Distributed Replicated Block Device (DRBD) development
 help / color / mirror / Atom feed
From: Philipp Reisner <philipp.reisner@linbit.com>
To: drbd-dev@lists.linbit.com
Subject: Re: [Drbd-dev] DRBD8: failed to complete sync due to receiving bitmap in unexpected cstate
Date: Wed, 20 Dec 2006 15:14:19 +0100	[thread overview]
Message-ID: <200612201514.19459.philipp.reisner@linbit.com> (raw)
In-Reply-To: <342BAC0A5467384983B586A6B0B376710446462E@EXNA.corp.stratus.com>

Am Dienstag, 19. Dezember 2006 20:36 schrieb Graham, Simon:
> > My theory was that there is a timing window relative to moving from
>
> the
>
> > PauseSync{T|S} state such that one side can get there first and
>
> restart
>
> > syncing before the other side.
>
> Not sure if you've had any thoughts on this, but I have a theory about
> this that was sparked by the problem I found today where we can still be
> in the PausedSyncX state when sync finishes...
>
> If you recall, the problem was what the sync source side would get into
> WFBitMapS and never exit and the target side would output:
>

Hi Simon, 

[Back from vacation]

I just read your mail from the 12th of December.
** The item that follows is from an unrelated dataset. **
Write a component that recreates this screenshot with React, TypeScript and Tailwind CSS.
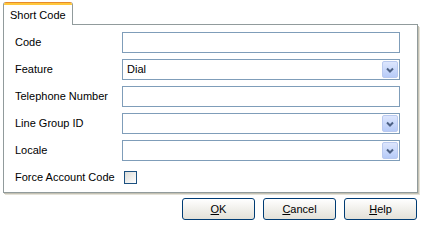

I went through
the lines of the kernel logs line by line.

There is a bit called SYNC_STARTED. This is needed to determin if
we should clear bits in the bitmap upon the completion of
normal application writes.

Since I needed to introduce this during drbd-0.7 while the protocol
was frozen, I needed to introduce this bit without introducing a
new packet into the protocol.

I decided to set it with the first WriteAck sent from the SyncTarget
node to the SyncSource node.

  Before (with out the SYNC_STARTED bit) it could happen that one
  node considered an app-write to happen during the resync 
  (and drbd_set_in_sync() should be called) but the other node
  considered it to happen before the resync (therefore it did
  not call drbd_set_in_sync()). 


 Just an other thing I wanted to mention: 
 SyncPause only gets into effect after the exchange of the bitmaps
 finished.

I can reproduce here an issue where I disconnect two devices, r1 is
to sync after r0. 

1) I modify many blocks on r0, a few on r1.
2) When connecting them r0 does its resync, r1 goes into sync pause.
3) Then I rewrite the same blocks on r1, and in the end the 
   syncSource of r1 does not recognise that resync is finished.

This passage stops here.